I'm taking one class called Great 20th Century Painters: Dalí, Miró and Picasso. This is my first real art class. I know next to nothing about art, and under the encouragement of Michelle, I decided to take this class. I really love it. I find it very interesting and I'm learning a ton of new stuff. All those art styles, periods, etc. The first half of the class is dedicated to Picasso and we're just wrapping that up. On Monday we have our midterm and it's all on him. It was neat to learn all about him. I got to understand, appreciate, and know a lot of his works and how and what influenced him.
With this knowledge, it was even cooler to go see his actual works at the Picasso Museum in Barcelona. I didn't take any photos, so sorry. It'll just be another text post.

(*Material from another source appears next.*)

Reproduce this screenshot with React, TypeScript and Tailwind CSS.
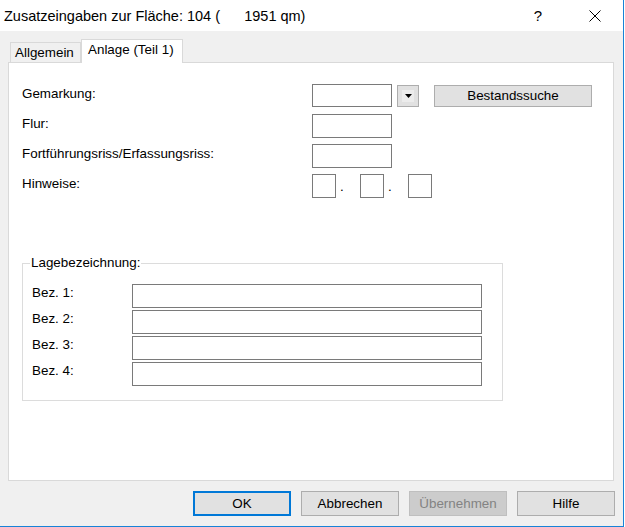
import React from "react";

function TextBox({ className = "" }: { className?: string }) {
  return <div className={`bg-white border border-[#7a7a7a] ${className}`} />;
}

function DlgButton({ label, primary, disabled }: { label: string; primary?: boolean; disabled?: boolean }) {
  const look = primary
    ? "border-2 border-[#0078d7] bg-[#e1e1e1] text-black"
    : disabled
    ? "border border-[#bfbfbf] bg-[#cccccc] text-[#838383]"
    : "border border-[#adadad] bg-[#e1e1e1] text-black";
  return (
    <div className={`w-[98px] h-[25px] flex items-center justify-center ${look}`}>{label}</div>
  );
}

export default function App() {
  const rows = ["Flur:", "Fortführungsriss/Erfassungsriss:"];

  return (
    <div className="w-[624px] h-[527px] bg-[#f0f0f0] border-r border-b border-[#1883d7] flex flex-col font-['Liberation_Sans',Arial,sans-serif] text-[13.4px] leading-[16px] text-black">
      {/* ── TITLE BAR ── */}
      <div className="h-[31px] bg-white flex items-center pl-[4px] shrink-0">
        <span className="text-[14.5px] whitespace-pre text-[#000]">Zusatzeingaben zur Fläche: 104 (      1951 qm)</span>
        <span className="ml-auto text-[15px] mr-[47px]">?</span>
        <svg width="12" height="12" viewBox="0 0 12 12" className="mr-[22px]">
          <path d="M0.5 0.5 L11.5 11.5 M11.5 0.5 L0.5 11.5" stroke="#000" strokeWidth="1" />
        </svg>
      </div>

      {/* ── TABS ── */}
      <div className="mt-[8px] ml-[10px] h-[23px] flex items-end shrink-0">
        <div className="h-[20px] w-[71px] border border-b-0 border-[#d9d9d9] bg-[#f0f0f0] pl-[4px] pt-[2px]">Allgemein</div>
        <div className="relative z-10 -mb-px h-[24px] w-[102px] border border-b-0 border-[#d9d9d9] bg-white pl-[6px] pt-[2px]">
          Anlage (Teil 1)
        </div>
      </div>

      {/* ── PANEL ── */}
      <div className="ml-[8px] w-[606px] h-[419px] bg-white border border-[#d9d9d9] pt-[21px] pl-[13px] shrink-0">
        <div className="flex flex-col gap-[7px]">
          <div className="flex items-start h-[23px]">
            <span className="w-[290px] pt-[2px]">Gemarkung:</span>
            <TextBox className="w-[80px] h-[23px]" />
            <div className="ml-[5px] mt-[1px] w-[22px] h-[22px] bg-[#e1e1e1] border border-[#adadad] flex items-center justify-center">
              <div className="w-[12px] h-[12px] bg-[#ececec] flex items-center justify-center">
                <svg width="7" height="4" viewBox="0 0 7 4">
                  <path d="M0 0 H7 L3.5 4 Z" fill="#000" />
                </svg>
              </div>
            </div>
            <div className="ml-[15px] mt-[1px] w-[158px] h-[22px] bg-[#e1e1e1] border border-[#adadad] flex items-center justify-center">
              Bestandssuche
            </div>
          </div>
          {rows.map((r) => (
            <div key={r} className="flex items-start h-[23px]">
              <span className="w-[290px] pt-[2px]">{r}</span>
              <TextBox className="w-[80px] h-[24px]" />
            </div>
          ))}
          <div className="flex items-start h-[24px]">
            <span className="w-[290px] pt-[2px]">Hinweise:</span>
            <TextBox className="w-[24px] h-[24px]" />
            <span className="w-[24px] pl-[4px] pt-[5px]">.</span>
            <TextBox className="w-[24px] h-[24px]" />
            <span className="w-[24px] pl-[4px] pt-[5px]">.</span>
            <TextBox className="w-[24px] h-[24px]" />
          </div>
        </div>

        {/* ── LAGEBEZEICHNUNG ── */}
        <fieldset className="mt-[57px] w-[481px] border border-[#dcdcdc] pl-[9px] pb-[14px]">
          <legend className="ml-[-2px] px-[1px]">Lagebezeichnung:</legend>
          <div className="mt-[13px] flex flex-col gap-[2px]">
            {[1, 2, 3, 4].map((n) => (
              <div key={n} className="flex items-start">
                <span className="w-[100px] pt-[1px]">Bez. {n}:</span>
                <TextBox className="w-[350px] h-[24px]" />
              </div>
            ))}
          </div>
        </fieldset>
      </div>

      {/* ── BUTTONS ── */}
      <div className="mt-[10px] flex justify-end gap-[10px] pr-[8px]">
        <DlgButton label="OK" primary />
        <DlgButton label="Abbrechen" />
        <DlgButton label="Übernehmen" disabled />
        <DlgButton label="Hilfe" />
      </div>
    </div>
  );
}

First of all, it's tucked away in a pretty cool area of Barcelona close to Las Ramblas (a main and touristy area). It's in a 15th century palace. It still has the original wood rafters and they're beautiful. However, when you walk up to it via the very narrow street (big enough for one car), it has about 3 entrances. Hmm... this is going to be hard to explain. And I couldn't find any good pictures on the Internet. Oh well.
Anyway, continuing on, there are three open entrances and areas that some have described as caves. Just open areas within stone walls. The museum itself is very small and not very impressive. You climb up some stairs and wind around the hallways of what used to be a palace. It moves in chronological order from his first years to his last. While the museum isn't that spectacular overall, there are some key art works of Picasso.
As I said, the museum goes in chronological order, and it starts out when he was very young and painting traditional paintings, the way art schools were teaching. Here one can see his first self-portrait. Moving on you can see the influences from his father, who was also a painter. The famous First Communion is here, one of his few religious paintings. Then it moves onto to when he moved to Paris where his style starts to change. Onto his blue period, which happened after a close friend of his committed suicide. All of his paintings were blue and kinda depressing (he also apparently made lots of very sexual drawings... yeah...).
The best part about this museum is it has all 57 (I think that's the right number) of Picasso's paintings of Velázquez's Las Meninas. Picasso did his own interpretation of it, and there's one big version, but many smaller version of all or only part of the whole painting.
As I said, hard to explain the museum, but it was okay. It did have a couple of his famous paintings though. However, I'm looking forward to seeing better Picasso exhibits in Madrid (and seeing more art in Italy and Greece).
And I was asking my señor if he knew of any cheap hotels that Michelle could stay at when she's out here in December. He checked and he said that he had an open room during that time. So she might stay here! That'd be very convenient. I'll have more on that later.
And I'm not doing a mini Spanish lesson. However, I do have to go study for my quiz. Adios!